Given instruction: In the entries below, repeat only the lines between those holding "Generate a component" and "const [values, setValues]", inclusive. Leave pictures out.

Source material:

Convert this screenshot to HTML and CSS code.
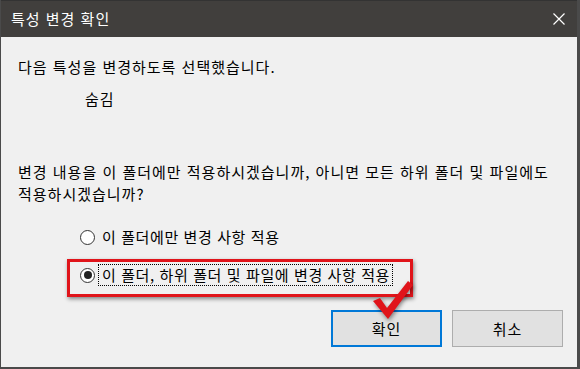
FILE: index.html
```html
<!DOCTYPE html>
<html lang="ko">
<head>
  <meta charset="UTF-8" />
  <title>특성 변경 확인</title>
  <link rel="stylesheet" href="styles.css">
</head>
<body>

  <div class="dialog">
    <div class="titlebar">
      <span class="title">특성 변경 확인</span>
      <svg class="close" width="12" height="12" viewBox="0 0 12 12">
        <path d="M0.5 0.5 L11.5 11.5 M11.5 0.5 L0.5 11.5" stroke="#fff" stroke-width="1.2" fill="none"/>
      </svg>
    </div>

    <div class="content">
      <p class="line">다음 특성을 변경하도록 선택했습니다.</p>
      <p class="line attr">숨김</p>

      <p class="question">변경 내용을 이 폴더에만 적용하시겠습니까, 아니면 모든 하위 폴더 및 파일에도<br>적용하시겠습니까?</p>

      <!-- choix -->
      <div class="options">
        <div class="option">
          <span class="radio"></span>
          <span class="label">이 폴더에만 변경 사항 적용</span>
        </div>
        <div class="option selected">
          <span class="radio checked"></span>
          <span class="label focus">이 폴더, 하위 폴더 및 파일에 변경 사항 적용</span>
        </div>
      </div>

      <div class="buttons">
        <button class="btn default">확인</button>
        <button class="btn">취소</button>
      </div>
    </div>

    <svg class="check" width="48" height="44" viewBox="0 0 48 44">
      <polygon points="3,21 10,18 17,28 38,1 43,5 18,39" fill="#e0141a"/>
    </svg>
  </div>

</body>
</html>
```

FILE: styles.css
```css
* {
  box-sizing: border-box;
}

body {
  margin: 0;
  font-family: "Noto Sans CJK KR", "Noto Sans", sans-serif;
  font-size: 15px;
  letter-spacing: 1px;
  color: #000;
  background: #f0f0f0;
}

.dialog {
  position: relative;
  width: 580px;
  height: 369px;
  background: #f0f0f0;
  border-left: 1px solid #4a4a4a;
  border-right: 3px solid #4a4a4a;
  border-bottom: 2px solid #4a4a4a;
}

.titlebar {
  height: 37px;
  background: #413f3d;
  border-top: 1px solid #333;
  display: flex;
  align-items: center;
  justify-content: space-between;
  padding: 0 12px 0 10px;
  color: #fff;
}

.title {
  line-height: 20px;
  margin-top: -1px;
}

.content {
  padding: 19px 0 0 17px;
}

p {
  margin: 0;
}

.line {
  line-height: 21px;
}

.attr {
  margin-top: 11px;
  padding-left: 67px;
}

.question {
  margin-top: 52px;
  line-height: 22px;
  white-space: nowrap;
}

.options {
  margin-top: 21px;
  padding-left: 62px;
  display: flex;
  flex-direction: column;
  gap: 16px;
}

.option {
  display: flex;
  align-items: center;
  gap: 3px;
  height: 22px;
  position: relative;
}

.selected::before {
  content: "";
  position: absolute;
  left: -13px;
  top: -5px;
  width: 340px;
  height: 32px;
  border: 3px solid #e0141a;
  box-shadow: 1px 2px 4px rgba(0, 0, 0, 0.45);
}

.radio {
  width: 15px;
  height: 15px;
  border: 1px solid #333;
  border-radius: 50%;
  background: #fff;
  display: flex;
  align-items: center;
  justify-content: center;
}

.checked::after {
  content: "";
  width: 8px;
  height: 8px;
  border-radius: 50%;
  background: #222;
}

.label {
  line-height: 20px;
  letter-spacing: 0.6px;
  padding: 0 2px 0 3px;
  border: 1px solid transparent;
}

.focus {
  border: 1px dotted #000;
}

.buttons {
  display: flex;
  justify-content: flex-end;
  gap: 10px;
  margin-top: 24px;
  padding-right: 14px;
}

.btn {
  width: 111px;
  height: 37px;
  font-family: inherit;
  font-size: 15px;
  letter-spacing: 1px;
  background: #e1e1e1;
  border: 1px solid #adadad;
  color: #000;
  padding: 0;
}

.default {
  border: 2px solid #0078d7;
}

.check {
  position: absolute;
  left: 369px;
  top: 280px;
  filter: drop-shadow(1px 2px 2px rgba(0, 0, 0, 0.45));
}
```
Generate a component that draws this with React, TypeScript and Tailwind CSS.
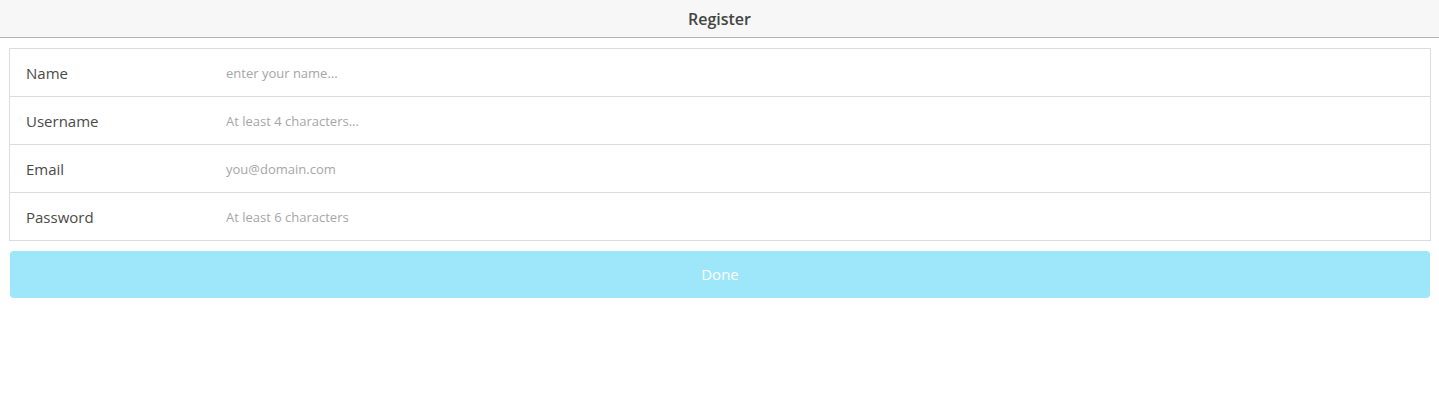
import React, { useState } from "react";

const fields = [
  { label: "Name", placeholder: "enter your name...", type: "text" },
  { label: "Username", placeholder: "At least 4 characters...", type: "text" },
  { label: "Email", placeholder: "you@domain.com", type: "email" },
  { label: "Password", placeholder: "At least 6 characters", type: "password" },
];

export default function App() {
  const [values, setValues] = useState<string[]>(["", "", "", ""]);

  return (
    <div className="min-h-[418px] bg-white font-['Open_Sans','Noto_Sans',sans-serif]">
      {/* Header */}
      <div className="h-[38px] bg-[#f7f7f7] border-b border-[#b3b3b3] flex items-center justify-center">
        <h1 className="text-[16px] text-[#444] font-semibold">Register</h1>
      </div>

      {/* Form */}
      <div className="ml-[9px] mr-[8px] mt-[10px] border border-[#dcdcdc]">
        {fields.map((f, i) => (
          <div
            key={f.label}
            className={
              i < fields.length - 1
                ? "h-[48px] flex items-center border-b border-[#dcdcdc]"
                : "h-[47px] flex items-center"
            }
          >
            <label className="w-[216px] pl-[16px] pt-px text-[15px] text-[#4a4a4a]">{f.label}</label>
            <input
              type={f.type}
              placeholder={f.placeholder}
              value={values[i]}
              onChange={(e) => {
                const next = [...values];
                next[i] = e.target.value;
                setValues(next);
              }}
              className="flex-1 h-full pt-px outline-none text-[13px] text-[#333] placeholder:text-[#a6a6a6]"
            />
          </div>
        ))}
      </div>

      {/* Done button */}
      <div className="ml-[10px] mr-[9px] mt-[10px]">
        <button className="w-full h-[47px] rounded-[4px] bg-[#9ee6fa] text-white text-[15px]">
          Done
        </button>
      </div>
    </div>
  );
}
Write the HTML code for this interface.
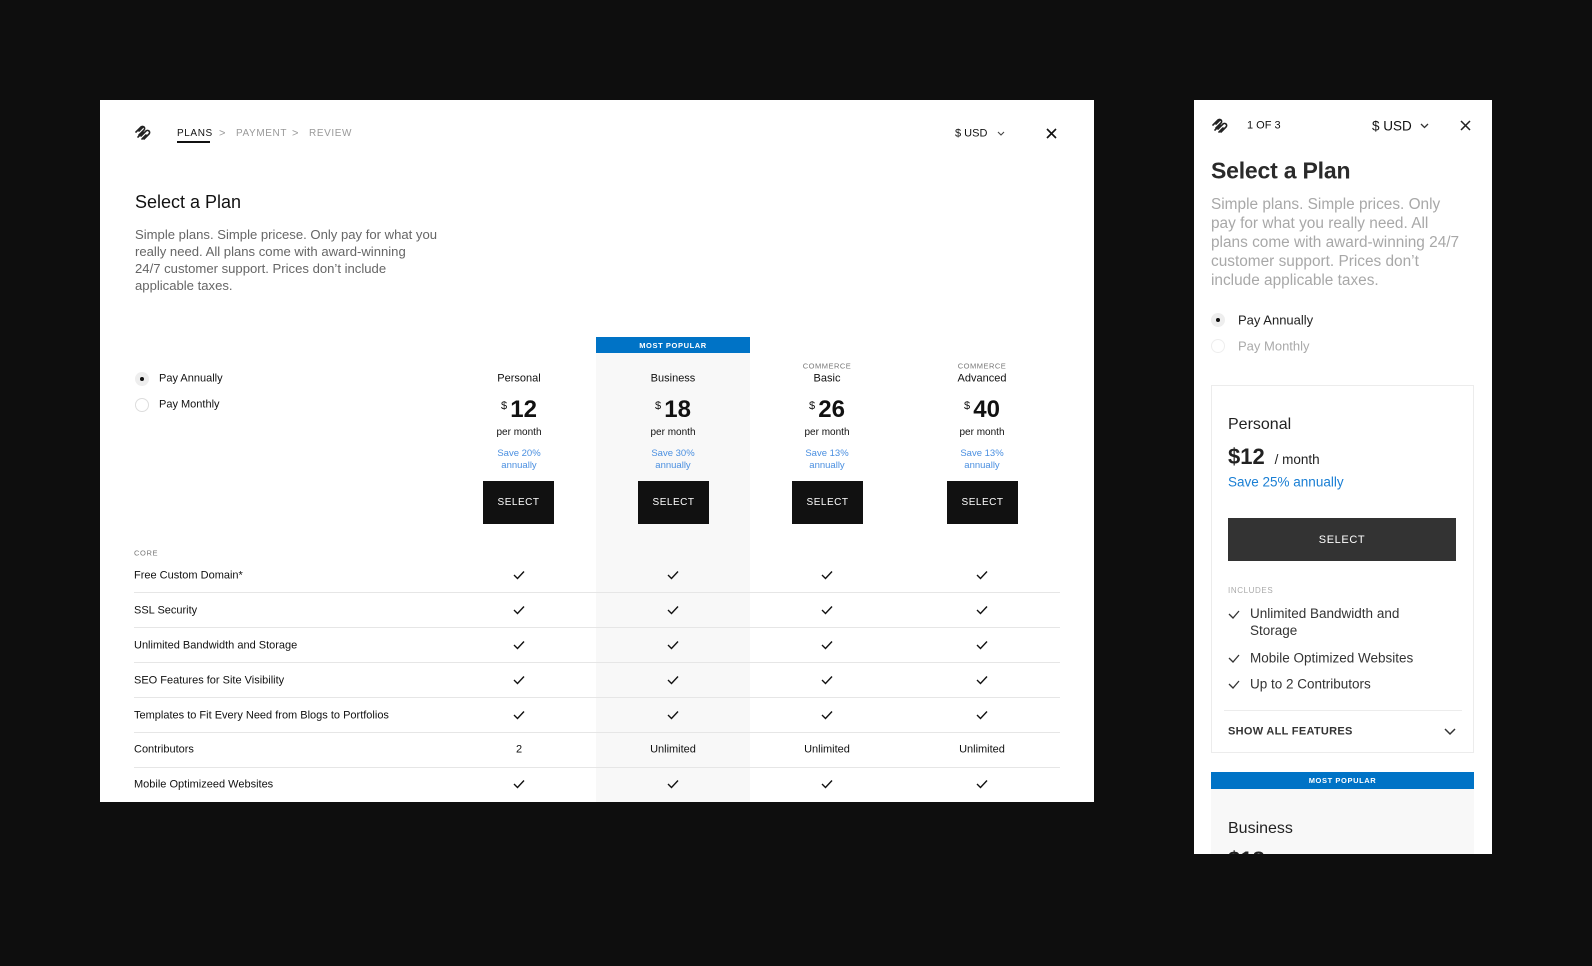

Right answer:
Generate a component that draws this with React, TypeScript and Tailwind CSS.
import React, { useState } from "react";

const fields = [
  { label: "Name", placeholder: "enter your name...", type: "text" },
  { label: "Username", placeholder: "At least 4 characters...", type: "text" },
  { label: "Email", placeholder: "you@domain.com", type: "email" },
  { label: "Password", placeholder: "At least 6 characters", type: "password" },
];

export default function App() {
  const [values, setValues] = useState<string[]>(["", "", "", ""]);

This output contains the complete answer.